CPI (Cycles Per Instruction) = mcycle / minstret. For the RISC-V CPU core, ideal CPI = 1 (in-order). When the CPU issues a RoCC instruction and the accelerator asserts busy=1, the pipeline stalls — mcycle increments but minstret does not (the instruction hasn't retired). The CPI during accelerator execution is effectively (total_wall_cycles) / (few_instruction_count), which can be hundreds or thousands. This is by design — the accelerator is doing work during these cycles. CPI is useful for measuring CPU-side overhead: if the CPU executes many instructions during the accelerator run (e.g., in the tiling loop), those should also be counted in the overhead analysis.

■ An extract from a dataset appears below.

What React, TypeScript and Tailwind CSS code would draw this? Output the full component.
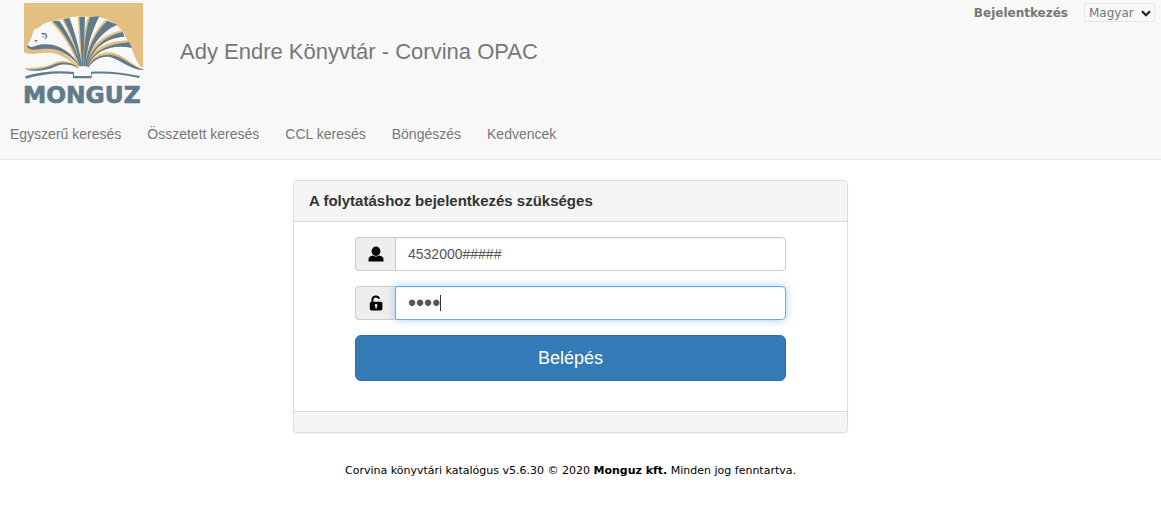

Q3What is Amdahl's Law and what does it say about accelerator design?
Amdahl's Law: Speedup = 1 / ((1−P) + P/S), where P is the fraction of the program accelerated and S is the speedup of that fraction. It says that the non-accelerated portion (1−P) sets an upper bound on total speedup: even if S→∞, max speedup = 1/(1−P). For P=80% (matrix multiply is 80% of runtime), max speedup = 1/0.20 = 5×, regardless of how fast the accelerator is. Practical implication: before building a faster systolic array, first ensure the non-accelerated portion (data movement, control, pre/post-processing) is as small as possible. Often the 20% non-accelerated tail is more important to optimise than doubling the array's compute throughput.
Q4What does "compute utilisation" mean for a systolic array, and what causes it to be low?
Compute utilisation = fraction of total cycles where the systolic array is actively performing MACs. 100% means the array never stalls. Causes of low utilisation: (1) DMA starvation — the array finishes one tile and waits for the DMA to load the next (fix: double-buffering), (2) Fill/drain latency — for small tiles (N < array_size), the 3N−1 fill+drain cycles dominate (fix: larger tiles), (3) Weight reload — changing the B matrix requires reloading all PE weights (fix: cache multiple weight sets or tile the B dimension), (4) Response backpressure — resp_ready=0 stalls the FSM. Good designs target >85% utilisation.
Q5What are mhpmcounters and how do you configure them?
mhpmcounter3–mhpmcounter31 are 29 user-configurable 64-bit hardware performance counters in the RISC-V privileged ISA. Each has an associated mhpmevent CSR that selects which microarchitectural event to count. For a custom accelerator, you define a set of event codes in your RTL (e.g., event 0x01 = DMA_STALL, 0x02 = RESP_STALL) and wire the event signals to the counter increment inputs. At runtime, write the event code to mhpmevent3 (CSR 0x323) then read mhpmcounter3 (CSR 0xB03). Custom accelerator events can also be exposed as MMIO registers (simpler and doesn't require M-mode privilege) — the choice depends on whether the counters need to be accessible from user-space or only in privileged software.
Q6How do you determine whether an accelerator is compute-bound or memory-bound?
Use the roofline model: plot measured performance (GFlops) against arithmetic intensity (ops/byte). The compute roof is peak_GFlops (N² MACs/cycle × freq); the memory roof is bandwidth × intensity. If measured performance ≈ compute roof → compute-bound (adding bandwidth won't help; need more PEs). If measured performance ≈ memory roof → memory-bound (adding compute won't help; need more bandwidth or better data reuse). In practice: measure compute utilisation (from perf counters). If compute utilisation < 70% and DMA is active most of the time → memory-bound. If compute utilisation > 90% but throughput is below theoretical peak → compute-bound (likely fill latency or small tiles). The fix differs entirely: memory-bound → scratchpad, double-buffering; compute-bound → larger arrays, higher clock, INT4 quantisation.